PRESS RELEASE
Zidoun-Bossuyt Gallery is pleased to present Calm Down It’s Just Art’s French artist Thomas Lélu t’s exhibition in Dubai. Calm Down It’s Just Art will open on 17 April and will be on view through 14 June 2025.
Thomas Lélu’s oeuvre masterfully interweaves photography, installation art, and textual elements. His artistic pursuits frequently involve the appropriation and recontextualization of imagery from popular culture and media. Through his work, Lélu interrogates themes of contemporary society, consumerism, and media representation. As an artist with a peripatetic practice, he intentionally obscures the demarcation between professional and amateur, thereby challenging and desacralizing the status of the Contemporary Visual Artist. Nonetheless, Lélu adheres to scrupulous protocols of research, selection, extraction, and organization of images and words, which constitute the substratum of his work before they are metamorphosed and transposed. This methodology of exploration, archiving, and contextualization positions Thomas Lélu as one of the archaeologists of our present epoch.
Highly active on social networks, Lélu transforms the digital realm into his boundless studio and laboratory. His words, whether slogans, declarations, or poems, evoke haikus in their brevity and mantras in their didactic profundity. Despite their ostensibly naive appearance, marked by orthographic errors, these texts retain a nonchalance that has become his hallmark.
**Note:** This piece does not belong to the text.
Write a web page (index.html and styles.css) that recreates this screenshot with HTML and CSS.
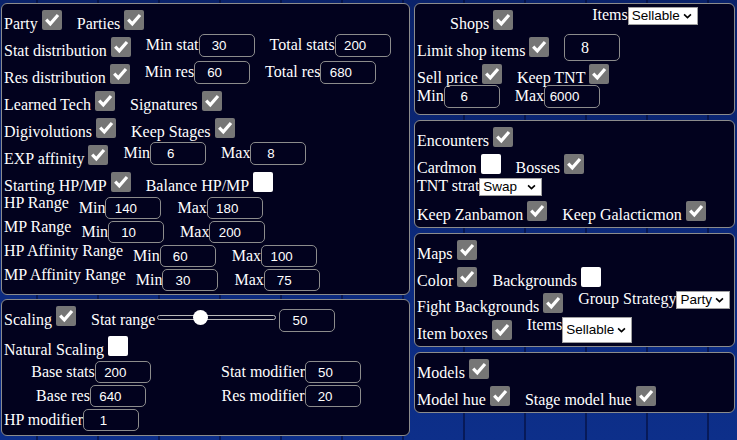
FILE: index.html
```html
<!DOCTYPE html>
<html lang="en">
<head>
<meta charset="utf-8">
<title>Randomizer settings</title>
<link rel="stylesheet" href="styles.css">
</head>
<body>
<div class="page">
  <div class="col col-left">
    <section class="panel panel-stats">
      <div class="row">
        <label class="item"><span>Party</span><input class="cb" type="checkbox" checked></label>
        <label class="item"><span>Parties</span><input class="cb" type="checkbox" checked></label>
      </div>
      <div class="row">
        <label class="item"><span>Stat distribution</span><input class="cb" type="checkbox" checked></label>
        <label class="field"><span>Min stat</span><input class="num" type="number" value="30"></label>
        <label class="field"><span>Total stats</span><input class="num" type="number" value="200"></label>
      </div>
      <div class="row">
        <label class="item"><span>Res distribution</span><input class="cb" type="checkbox" checked></label>
        <label class="field"><span>Min res</span><input class="num" type="number" value="60"></label>
        <label class="field"><span>Total res</span><input class="num" type="number" value="680"></label>
      </div>
      <div class="row">
        <label class="item"><span>Learned Tech</span><input class="cb" type="checkbox" checked></label>
        <label class="item"><span>Signatures</span><input class="cb" type="checkbox" checked></label>
      </div>
      <div class="row">
        <label class="item"><span>Digivolutions</span><input class="cb" type="checkbox" checked></label>
        <label class="item"><span>Keep Stages</span><input class="cb" type="checkbox" checked></label>
      </div>
      <div class="row">
        <label class="item"><span>EXP affinity</span><input class="cb" type="checkbox" checked></label>
        <label class="field"><span>Min</span><input class="num" type="number" value="6"></label>
        <label class="field"><span>Max</span><input class="num" type="number" value="8"></label>
      </div>
      <div class="row">
        <label class="item"><span>Starting HP/MP</span><input class="cb" type="checkbox" checked></label>
        <label class="item"><span>Balance HP/MP</span><input class="cb" type="checkbox"></label>
      </div>
      <div class="ranges">
        <div class="rrow">
          <span class="rlabel">HP Range</span>
          <label class="field"><span>Min</span><input class="num" type="number" value="140"></label>
          <label class="field"><span>Max</span><input class="num" type="number" value="180"></label>
        </div>
        <div class="rrow">
          <span class="rlabel">MP Range</span>
          <label class="field"><span>Min</span><input class="num" type="number" value="10"></label>
          <label class="field"><span>Max</span><input class="num" type="number" value="200"></label>
        </div>
        <div class="rrow">
          <span class="rlabel">HP Affinity Range</span>
          <label class="field"><span>Min</span><input class="num" type="number" value="60"></label>
          <label class="field"><span>Max</span><input class="num" type="number" value="100"></label>
        </div>
        <div class="rrow">
          <span class="rlabel">MP Affinity Range</span>
          <label class="field"><span>Min</span><input class="num" type="number" value="30"></label>
          <label class="field"><span>Max</span><input class="num" type="number" value="75"></label>
        </div>
      </div>
    </section>

    <section class="panel panel-scaling">
      <div class="row row-tall">
        <label class="item"><span>Scaling</span><input class="cb" type="checkbox" checked></label>
        <label class="slider-field"><span>Stat range</span><input class="slider" type="range" min="0" max="146" value="50"><input class="num" type="number" value="50"></label>
      </div>
      <div class="row">
        <label class="item"><span>Natural Scaling</span><input class="cb" type="checkbox"></label>
      </div>
      <div class="mods">
        <label class="field"><span>Base stats</span><input class="num" type="number" value="200"></label>
        <label class="field"><span>Stat modifier</span><input class="num" type="number" value="50"></label>
        <label class="field"><span>Base res</span><input class="num" type="number" value="640"></label>
        <label class="field"><span>Res modifier</span><input class="num" type="number" value="20"></label>
      </div>
      <div class="mrow">
        <label class="field"><span>HP modifier</span><input class="num" type="number" value="1"></label>
      </div>
    </section>
  </div>

  <div class="col col-right">
    <section class="panel panel-shops">
      <div class="row row-shops">
        <label class="item"><span>Shops</span><input class="cb" type="checkbox" checked></label>
        <label class="sel-field"><span>Items</span><select class="sel sel-items"><option>Sellable</option></select></label>
      </div>
      <div class="row">
        <label class="item"><span>Limit shop items</span><input class="cb" type="checkbox" checked></label>
        <input class="num num-big" type="number" value="8">
      </div>
      <div class="row">
        <label class="item"><span>Sell price</span><input class="cb" type="checkbox" checked></label>
        <label class="item"><span>Keep TNT</span><input class="cb" type="checkbox" checked></label>
      </div>
      <div class="row row-short">
        <label class="field"><span>Min</span><input class="num" type="number" value="6"></label>
        <label class="field"><span>Max</span><input class="num" type="number" value="6000"></label>
      </div>
    </section>

    <section class="panel panel-encounters">
      <div class="row">
        <label class="item"><span>Encounters</span><input class="cb" type="checkbox" checked></label>
      </div>
      <div class="row">
        <label class="item"><span>Cardmon</span><input class="cb" type="checkbox"></label>
        <label class="item"><span>Bosses</span><input class="cb" type="checkbox" checked></label>
      </div>
      <div class="row row-select">
        <label class="sel-field"><span>TNT strat</span><select class="sel sel-tnt"><option>Swap</option></select></label>
      </div>
      <div class="row">
        <label class="item"><span>Keep Zanbamon</span><input class="cb" type="checkbox" checked></label>
        <label class="item"><span>Keep Galacticmon</span><input class="cb" type="checkbox" checked></label>
      </div>
    </section>

    <section class="panel panel-maps">
      <div class="row">
        <label class="item"><span>Maps</span><input class="cb" type="checkbox" checked></label>
      </div>
      <div class="row">
        <label class="item"><span>Color</span><input class="cb" type="checkbox" checked></label>
        <label class="item"><span>Backgrounds</span><input class="cb" type="checkbox"></label>
      </div>
      <div class="row row-26">
        <label class="item"><span>Fight Backgrounds</span><input class="cb" type="checkbox" checked></label>
        <label class="sel-field"><span>Group Strategy</span><select class="sel sel-group"><option>Party</option></select></label>
      </div>
      <div class="row">
        <label class="item"><span>Item boxes</span><input class="cb" type="checkbox" checked></label>
        <label class="sel-field"><span>Items</span><select class="sel sel-items sel-tall"><option>Sellable</option></select></label>
      </div>
    </section>

    <section class="panel panel-models">
      <div class="row">
        <label class="item"><span>Models</span><input class="cb" type="checkbox" checked></label>
      </div>
      <div class="row">
        <label class="item"><span>Model hue</span><input class="cb" type="checkbox" checked></label>
        <label class="item"><span>Stage model hue</span><input class="cb" type="checkbox" checked></label>
      </div>
    </section>
  </div>
</div>
</body>
</html>
```
FILE: styles.css
```css
html, body {
  margin: 0;
  height: 100%;
}
body {
  font-family: "Liberation Serif", "Times New Roman", serif;
  font-size: 16px;
  color: #fff;
  background-color: #0b2878;
  background-image:
    repeating-linear-gradient(90deg, rgba(0,0,30,0) 0 36px, rgba(0,0,30,.45) 36px 38px, rgba(0,0,30,0) 38px 61px),
    linear-gradient(180deg, #0a226a, #0d2f8a);
  overflow: hidden;
}
.page {
  display: flex;
  gap: 4px;
  padding: 3px 0 0 1px;
}
.col {
  display: flex;
  flex-direction: column;
  gap: 4px;
}
.col-left { width: 409px; }
.col-right { width: 321px; gap: 5px; }

.panel {
  box-sizing: border-box;
  background: #02021e;
  border: 1px solid #8c8c8c;
  border-radius: 6px;
  padding: 3px 2px 2px;
}
.panel-stats { padding-bottom: 4px; }
.panel-scaling { padding-bottom: 3px; }

.row {
  display: flex;
  align-items: flex-end;
  height: 27px;
  gap: 15px;
}
.row-short { height: 24px; }
.row-select { height: 20px; align-items: flex-start; }
.row-26 { height: 26px; }
.row-tall { height: 30px; }

.item {
  display: flex;
  align-items: flex-end;
}
.item > span {
  line-height: 18px;
  margin-bottom: 1px;
  white-space: nowrap;
}
.cb {
  appearance: none;
  -webkit-appearance: none;
  box-sizing: border-box;
  width: 20px;
  height: 20px;
  margin: 0 0 4px 4px;
  border-radius: 2px;
  background: #fff;
  flex: none;
}
.cb:checked {
  background: #767676 url("data:image/svg+xml,%3Csvg xmlns='http://www.w3.org/2000/svg' viewBox='0 0 20 20'%3E%3Cpolyline points='4.2,9.6 8.3,13.8 16,5' fill='none' stroke='white' stroke-width='3.2'/%3E%3C/svg%3E") center / 20px 20px no-repeat;
}

.field {
  display: flex;
  align-items: baseline;
}
.field > span {
  line-height: 18px;
  white-space: nowrap;
}
.num {
  box-sizing: border-box;
  width: 56px;
  height: 23px;
  margin: 0 0 4px;
  padding: 1px 2px;
  border: 1px solid #8c8c8c;
  border-radius: 5px;
  background: transparent;
  color: #fff;
  font-family: "Liberation Sans", Arial, sans-serif;
  font-size: 13.333px;
  text-align: center;
  flex: none;
}
.num:focus { outline: none; }
.num-big {
  height: 27px;
  margin-bottom: 0;
  font-family: "Liberation Serif", "Times New Roman", serif;
  font-size: 16px;
}

/* HP / MP ranges */
.ranges { margin-top: -2px; }
.rrow {
  display: flex;
  align-items: flex-start;
  height: 24px;
}
.rlabel {
  line-height: 18px;
  margin-right: 10px;
  white-space: nowrap;
}
.rrow .field { margin-top: 3px; }
.rrow .field + .field { margin-left: 16px; }
.rrow .num { height: 22px; margin: 0; }

/* scaling panel */
.row-tall .item > span { margin-bottom: 4px; }
.row-tall .cb { margin-bottom: 7px; }
.slider-field {
  display: flex;
  align-items: flex-end;
}
.slider-field > span {
  line-height: 18px;
  margin-bottom: 4px;
}
.slider-field .num { margin: 0 0 1px; }
.slider {
  -webkit-appearance: none;
  appearance: none;
  width: 119px;
  height: 15px;
  margin: 0 3px 8px 2px;
  background: transparent;
}
.slider::-webkit-slider-runnable-track {
  box-sizing: border-box;
  height: 5px;
  border: 1px solid #b8b8b8;
  border-radius: 3px;
  background: #02021e;
}
.slider::-webkit-slider-thumb {
  -webkit-appearance: none;
  appearance: none;
  width: 15px;
  height: 15px;
  margin-top: -6px;
  border-radius: 50%;
  background: #fff;
  border: none;
}
.mods {
  display: grid;
  grid-template-columns: 174px 226px;
  grid-auto-rows: 24px;
}
.mods .field { justify-self: center; }
.mods .num, .mrow .num { height: 22px; margin: 1px 0 0; }
.mrow { height: 24px; display: flex; }

/* selects */
.sel-field {
  display: flex;
  align-items: flex-start;
  margin-top: -1px;
}
.sel-field > span {
  line-height: 18px;
  white-space: nowrap;
}
.row .sel-field { align-self: flex-start; }
.row-shops { padding-left: 33px; gap: 79px; }
.sel {
  -webkit-appearance: none;
  appearance: none;
  box-sizing: border-box;
  height: 18px;
  margin: 1px 0 0;
  font-family: "Liberation Sans", Arial, sans-serif;
  font-size: 13.5px;
  line-height: 16px;
  color: #000;
  background: #fff url("data:image/svg+xml,%3Csvg xmlns='http://www.w3.org/2000/svg' viewBox='0 0 10 7'%3E%3Cpolyline points='1,1.5 5,5.3 9,1.5' fill='none' stroke='black' stroke-width='1.9'/%3E%3C/svg%3E") no-repeat right 5px center / 9px 6px;
  border: 1px solid #a0a0a0;
  border-radius: 0;
  padding: 0 16px 0 3px;
}
.sel:focus { outline: none; }
.sel-items { width: 70px; }
.sel-tnt { width: 63px; }
.sel-group { width: 54px; }
.sel-tall { height: 26px; }
```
As a metaphor for the artist utilizing available means, Lélu employs rudimentary tools such as paper and pen to communicate within contemporary systems. An inadvertent influencer, he harnesses modern platforms to reach the broadest audience in real-time. Exposing himself vulnerably, he undertakes significant risks daily. Analogous to a 21st-century Arte Povera artist, he engages with modest materials such as discarded cardboard, upon which he spray-paints declarations. By reviving the protest ideals and the fusion of art and life from the 1960s-1970s Fluxus movement and Allan Kaprow, his cardboard works integrate art into the streets and vice versa. With a touch of irony, he subverts these protest attitudes with slogans reflective of our disillusioned era. Ultra-contemporary, Lélu apprehends the transitory nature of the modern world, where moments are ephemeral, dissipating into the vast expanse of digital information.
BIOGRAPHY
Thomas Lelu (1976, Seclin) is a French contemporary artist, exhibition curator, photographer, and fiction author. Trained at Ensad (National School of Decorative Arts), Thomas Lélu is also a communications teacher at the Penninghen school in Paris. His visual work has been exhibited in numerous galleries and museums around the world. He has published five novels, including Le Parisien (Flammarion), as well as essays such as The Manual of the Failed Photo (Léo Scheer) and After (Sternberg Press).